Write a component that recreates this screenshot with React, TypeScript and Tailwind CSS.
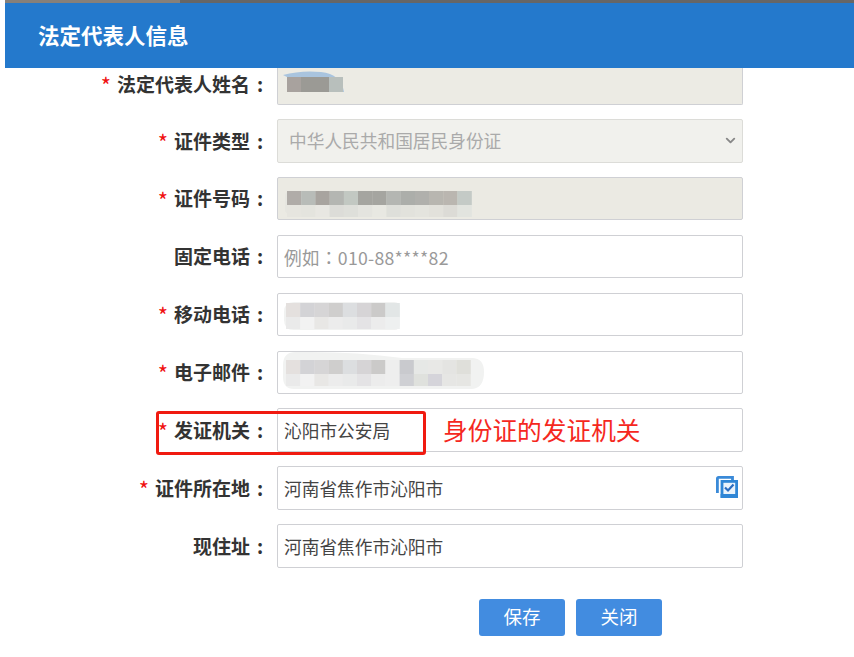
import { ChevronDown } from 'lucide-react';

const font = "font-['Microsoft_YaHei','Noto_Sans_CJK_SC','Noto_Sans',sans-serif]";

type Blur = {
  w: number;
  h: number;
  blob: string;
  blobFill?: string;
  top: string[];
  bottom: string[];
  className: string;
};

// pixelated bits over the private values
const Mosaic = ({ w, h, blob, blobFill = '#f1f2f1', top, bottom, className }: Blur) => (
  <svg width={w} height={h} className={`absolute left-[5px] blur-[0.6px] ${className}`}>
    <path d={blob} fill={blobFill} />
    {top.map((c, i) => (
      <rect key={i} x={4 + i * 14.2} y={9} width={14.4} height={14.2} fill={c} />
    ))}
    {bottom.map((c, i) => (
      <rect key={i} x={4 + i * 14.2} y={23} width={14.4} height={12} fill={c} />
    ))}
  </svg>
);

const Label = ({ text, required }: { text: string; required?: boolean }) => (
  <div className="flex w-[277px] shrink-0 items-center justify-end text-[19px] font-bold text-[#333]">
    {required && <span className="mr-[6px] text-[22px] leading-none font-normal text-[#f01010]">*</span>}
    {text}
    <span className="w-[27px] pl-[7px] text-left">:</span>
  </div>
);

const Field = ({
  label,
  required,
  value,
  placeholder,
  children,
}: {
  label: string;
  required?: boolean;
  value?: string;
  placeholder?: string;
  children?: React.ReactNode;
}) => (
  <div className="flex h-[43.5px] items-center">
    <Label text={label} required={required} />
    <div className="relative h-full w-[466px]">
      <input
        readOnly
        value={value ?? ''}
        placeholder={placeholder}
        className="h-full w-full rounded-[2px] border border-[#cfd0d4] bg-white px-[6px] text-[17.7px] text-[#444] outline-none placeholder:font-['Noto_Sans_CJK_TC'] placeholder:tracking-[0.25px] placeholder:text-[#999]"
      />
      {children}
    </div>
  </div>
);

const CheckIcon = () => (
  <svg width="22" height="22" viewBox="0 0 22 22" className="absolute right-[5px] top-[10px]">
    <path d="M1.4 17V2.5a1.1 1.1 0 0 1 1.1-1.1H16.5V4" fill="none" stroke="#3a8ad8" strokeWidth="2.8" />
    <rect x="6" y="5.4" width="14.6" height="15" fill="#eaf3fb" stroke="#2f86d6" strokeWidth="2.8" />
    <rect x="4.6" y="18" width="17.4" height="4" fill="#2f86d6" />
    <path d="M9 11.5l3 3 5.5-6" fill="none" stroke="#2a6cc0" strokeWidth="2.2" />
  </svg>
);

export default function App() {
  return (
    <div className={`relative h-[657px] w-[854px] overflow-hidden bg-white ${font}`}>
      <div className="ml-[5px] flex h-[3px]">
        <div className="w-[175px] bg-[#86807a]" />
        <div className="flex-1 bg-[#666]" />
      </div>
      <div className="ml-[5px] flex h-[65px] items-center bg-[#2479cc] pl-[33px] text-[21.5px] font-bold text-white">
        法定代表人信息
      </div>

      {/* first row is cut off by the header */}
      <div className="flex h-[37px] items-center">
        <div className="w-[277px] pb-[5px]">
          <Label text="法定代表人姓名" required />
        </div>
        <div className="relative h-full w-[466px] rounded-b-[2px] border border-t-0 border-[#cfd0d4] bg-[#ecebe4]">
          <svg width="66" height="26" className="absolute left-[3px] top-[3px] blur-[0.6px]">
            <path d="M2 4Q20 -1 40 1Q60 3 63 21H48V6H6Z" fill="#a9c4de" />
            <rect x="6" y="6" width="14.4" height="15" fill="#a8a29e" />
            <rect x="20" y="6" width="14.4" height="15" fill="#9b9a95" />
            <rect x="34" y="6" width="14.4" height="15" fill="#9b9a95" />
            <rect x="48" y="6" width="14" height="15" fill="#b8bfbc" />
          </svg>
        </div>
      </div>

      <div className="mt-[14px] flex flex-col gap-[14.4px]">
        <div className="flex h-[43.5px] items-center">
          <Label text="证件类型" required />
          <div className="flex h-full w-[466px] items-center justify-between rounded-[2px] border border-[#dcdcd8] bg-[#f1f1ed] pl-[11px] pr-[4px] text-[17.7px] text-[#aaa]">
            中华人民共和国居民身份证
            <ChevronDown size={15} strokeWidth={3} className="text-[#888]" />
          </div>
        </div>

        <div className="flex h-[43.5px] items-center">
          <Label text="证件号码" required />
          <div className="relative h-full w-[466px] rounded-[2px] border border-[#cfd0d4] bg-[#ebeae3]">
            <Mosaic
              className="top-[4px]"
              w={200}
              h={38}
              blob="M2 14Q2 9 8 9H188V32H8Q2 32 2 28Z"
              blobFill="#e6e6e0"
              top={['#b0aca8', '#b8bcb8', '#a8a49f', '#b4b6b2', '#c2c8c2', '#a5a5a0', '#a5a5a0', '#b4b6b2', '#acaeaa', '#b0b0ac', '#b8b6b0', '#bab6b0', '#c4cac6']}
              bottom={['#e6e5df', '#e4e4de', '#e8e7e2', '#dcdcd8', '#dedfda', '#e4e4df', '#e8e8e2', '#dedfda', '#e2e2dc', '#e4e4de', '#e2e1db', '#dcdbd6', '#e2e4df']}
            />
          </div>
        </div>

        <Field label="固定电话" placeholder="例如：010-88****82" />

        <Field label="移动电话" required>
          <Mosaic
            className="top-[1px]"
            w={125}
            h={40}
            blob="M2 18Q2 8 12 8H112Q118 8 118 14V30Q118 36 112 36H12Q2 36 2 26Z"
            top={['#e4e0de', '#d3d3d6', '#d6d5d6', '#cfcecd', '#dcdee0', '#d6d4d6', '#cbcac9', '#e2e6e6']}
            bottom={['#eaeaea', '#f2f2f2', '#e8e7e5', '#ececec', '#e9eaea', '#e4e3e5', '#ececec', '#eef0f0']}
          />
        </Field>

        <Field label="电子邮件" required>
          <Mosaic
            className="top-[0px]"
            w={210}
            h={40}
            blob="M1 14Q1 1 14 1Q70 0 120 7H190Q202 7 202 21Q202 37 190 38H12Q1 38 1 26Z"
            top={['#e4e0de', '#d3d3d6', '#d6d5d6', '#cfcecd', '#dcdee0', '#d6d4d6', '#cbcac9', '#eeeeee', '#c9cace', '#e6e8e6', '#e8e8e6', '#e4e4e2', '#dfdfda']}
            bottom={['#eaeaea', '#f2f2f2', '#e8e7e5', '#ececec', '#e9eaea', '#e4e3e5', '#ececec', '#eeeeee', '#cfd0d4', '#dfe1dd', '#d5d4da', '#e6e6e4', '#e6e6e3']}
          />
        </Field>

        <Field label="发证机关" required value="沁阳市公安局" />
        <Field label="证件所在地" required value="河南省焦作市沁阳市">
          <CheckIcon />
        </Field>
        <Field label="现住址" value="河南省焦作市沁阳市" />
      </div>

      <div className="mt-[31px] flex gap-[11px] pl-[479px]">
        <button className="h-[37px] w-[86px] rounded-[3px] bg-[#428ce0] text-[18.5px] text-white">保存</button>
        <button className="h-[37px] w-[86px] rounded-[3px] bg-[#428ce0] text-[18.5px] text-white">关闭</button>
      </div>

      {/* red annotation drawn on top of the form */}
      <div className="absolute left-[156px] top-[411px] h-[44px] w-[270px] rounded-[3px] border-[3px] border-[#f01a10]" />
      <div className="absolute left-[443px] top-[411px] text-[24.7px] leading-[36px] text-[#f5281e]">身份证的发证机关</div>
    </div>
  );
}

■ ■ ■

__What you should do__
Write the listing above out again exactly, dropping each image.

__Expected answer__
Write a component that recreates this screenshot with React, TypeScript and Tailwind CSS.
import { ChevronDown } from 'lucide-react';

const font = "font-['Microsoft_YaHei','Noto_Sans_CJK_SC','Noto_Sans',sans-serif]";

type Blur = {
  w: number;
  h: number;
  blob: string;
  blobFill?: string;
  top: string[];
  bottom: string[];
  className: string;
};

// pixelated bits over the private values
const Mosaic = ({ w, h, blob, blobFill = '#f1f2f1', top, bottom, className }: Blur) => (
  <svg width={w} height={h} className={`absolute left-[5px] blur-[0.6px] ${className}`}>
    <path d={blob} fill={blobFill} />
    {top.map((c, i) => (
      <rect key={i} x={4 + i * 14.2} y={9} width={14.4} height={14.2} fill={c} />
    ))}
    {bottom.map((c, i) => (
      <rect key={i} x={4 + i * 14.2} y={23} width={14.4} height={12} fill={c} />
    ))}
  </svg>
);

const Label = ({ text, required }: { text: string; required?: boolean }) => (
  <div className="flex w-[277px] shrink-0 items-center justify-end text-[19px] font-bold text-[#333]">
    {required && <span className="mr-[6px] text-[22px] leading-none font-normal text-[#f01010]">*</span>}
    {text}
    <span className="w-[27px] pl-[7px] text-left">:</span>
  </div>
);

const Field = ({
  label,
  required,
  value,
  placeholder,
  children,
}: {
  label: string;
  required?: boolean;
  value?: string;
  placeholder?: string;
  children?: React.ReactNode;
}) => (
  <div className="flex h-[43.5px] items-center">
    <Label text={label} required={required} />
    <div className="relative h-full w-[466px]">
      <input
        readOnly
        value={value ?? ''}
        placeholder={placeholder}
        className="h-full w-full rounded-[2px] border border-[#cfd0d4] bg-white px-[6px] text-[17.7px] text-[#444] outline-none placeholder:font-['Noto_Sans_CJK_TC'] placeholder:tracking-[0.25px] placeholder:text-[#999]"
      />
      {children}
    </div>
  </div>
);

const CheckIcon = () => (
  <svg width="22" height="22" viewBox="0 0 22 22" className="absolute right-[5px] top-[10px]">
    <path d="M1.4 17V2.5a1.1 1.1 0 0 1 1.1-1.1H16.5V4" fill="none" stroke="#3a8ad8" strokeWidth="2.8" />
    <rect x="6" y="5.4" width="14.6" height="15" fill="#eaf3fb" stroke="#2f86d6" strokeWidth="2.8" />
    <rect x="4.6" y="18" width="17.4" height="4" fill="#2f86d6" />
    <path d="M9 11.5l3 3 5.5-6" fill="none" stroke="#2a6cc0" strokeWidth="2.2" />
  </svg>
);

export default function App() {
  return (
    <div className={`relative h-[657px] w-[854px] overflow-hidden bg-white ${font}`}>
      <div className="ml-[5px] flex h-[3px]">
        <div className="w-[175px] bg-[#86807a]" />
        <div className="flex-1 bg-[#666]" />
      </div>
      <div className="ml-[5px] flex h-[65px] items-center bg-[#2479cc] pl-[33px] text-[21.5px] font-bold text-white">
        法定代表人信息
      </div>

      {/* first row is cut off by the header */}
      <div className="flex h-[37px] items-center">
        <div className="w-[277px] pb-[5px]">
          <Label text="法定代表人姓名" required />
        </div>
        <div className="relative h-full w-[466px] rounded-b-[2px] border border-t-0 border-[#cfd0d4] bg-[#ecebe4]">
          <svg width="66" height="26" className="absolute left-[3px] top-[3px] blur-[0.6px]">
            <path d="M2 4Q20 -1 40 1Q60 3 63 21H48V6H6Z" fill="#a9c4de" />
            <rect x="6" y="6" width="14.4" height="15" fill="#a8a29e" />
            <rect x="20" y="6" width="14.4" height="15" fill="#9b9a95" />
            <rect x="34" y="6" width="14.4" height="15" fill="#9b9a95" />
            <rect x="48" y="6" width="14" height="15" fill="#b8bfbc" />
          </svg>
        </div>
      </div>

      <div className="mt-[14px] flex flex-col gap-[14.4px]">
        <div className="flex h-[43.5px] items-center">
          <Label text="证件类型" required />
          <div className="flex h-full w-[466px] items-center justify-between rounded-[2px] border border-[#dcdcd8] bg-[#f1f1ed] pl-[11px] pr-[4px] text-[17.7px] text-[#aaa]">
            中华人民共和国居民身份证
            <ChevronDown size={15} strokeWidth={3} className="text-[#888]" />
          </div>
        </div>

        <div className="flex h-[43.5px] items-center">
          <Label text="证件号码" required />
          <div className="relative h-full w-[466px] rounded-[2px] border border-[#cfd0d4] bg-[#ebeae3]">
            <Mosaic
              className="top-[4px]"
              w={200}
              h={38}
              blob="M2 14Q2 9 8 9H188V32H8Q2 32 2 28Z"
              blobFill="#e6e6e0"
              top={['#b0aca8', '#b8bcb8', '#a8a49f', '#b4b6b2', '#c2c8c2', '#a5a5a0', '#a5a5a0', '#b4b6b2', '#acaeaa', '#b0b0ac', '#b8b6b0', '#bab6b0', '#c4cac6']}
              bottom={['#e6e5df', '#e4e4de', '#e8e7e2', '#dcdcd8', '#dedfda', '#e4e4df', '#e8e8e2', '#dedfda', '#e2e2dc', '#e4e4de', '#e2e1db', '#dcdbd6', '#e2e4df']}
            />
          </div>
        </div>

        <Field label="固定电话" placeholder="例如：010-88****82" />

        <Field label="移动电话" required>
          <Mosaic
            className="top-[1px]"
            w={125}
            h={40}
            blob="M2 18Q2 8 12 8H112Q118 8 118 14V30Q118 36 112 36H12Q2 36 2 26Z"
            top={['#e4e0de', '#d3d3d6', '#d6d5d6', '#cfcecd', '#dcdee0', '#d6d4d6', '#cbcac9', '#e2e6e6']}
            bottom={['#eaeaea', '#f2f2f2', '#e8e7e5', '#ececec', '#e9eaea', '#e4e3e5', '#ececec', '#eef0f0']}
          />
        </Field>

        <Field label="电子邮件" required>
          <Mosaic
            className="top-[0px]"
            w={210}
            h={40}
            blob="M1 14Q1 1 14 1Q70 0 120 7H190Q202 7 202 21Q202 37 190 38H12Q1 38 1 26Z"
            top={['#e4e0de', '#d3d3d6', '#d6d5d6', '#cfcecd', '#dcdee0', '#d6d4d6', '#cbcac9', '#eeeeee', '#c9cace', '#e6e8e6', '#e8e8e6', '#e4e4e2', '#dfdfda']}
            bottom={['#eaeaea', '#f2f2f2', '#e8e7e5', '#ececec', '#e9eaea', '#e4e3e5', '#ececec', '#eeeeee', '#cfd0d4', '#dfe1dd', '#d5d4da', '#e6e6e4', '#e6e6e3']}
          />
        </Field>

        <Field label="发证机关" required value="沁阳市公安局" />
        <Field label="证件所在地" required value="河南省焦作市沁阳市">
          <CheckIcon />
        </Field>
        <Field label="现住址" value="河南省焦作市沁阳市" />
      </div>

      <div className="mt-[31px] flex gap-[11px] pl-[479px]">
        <button className="h-[37px] w-[86px] rounded-[3px] bg-[#428ce0] text-[18.5px] text-white">保存</button>
        <button className="h-[37px] w-[86px] rounded-[3px] bg-[#428ce0] text-[18.5px] text-white">关闭</button>
      </div>

      {/* red annotation drawn on top of the form */}
      <div className="absolute left-[156px] top-[411px] h-[44px] w-[270px] rounded-[3px] border-[3px] border-[#f01a10]" />
      <div className="absolute left-[443px] top-[411px] text-[24.7px] leading-[36px] text-[#f5281e]">身份证的发证机关</div>
    </div>
  );
}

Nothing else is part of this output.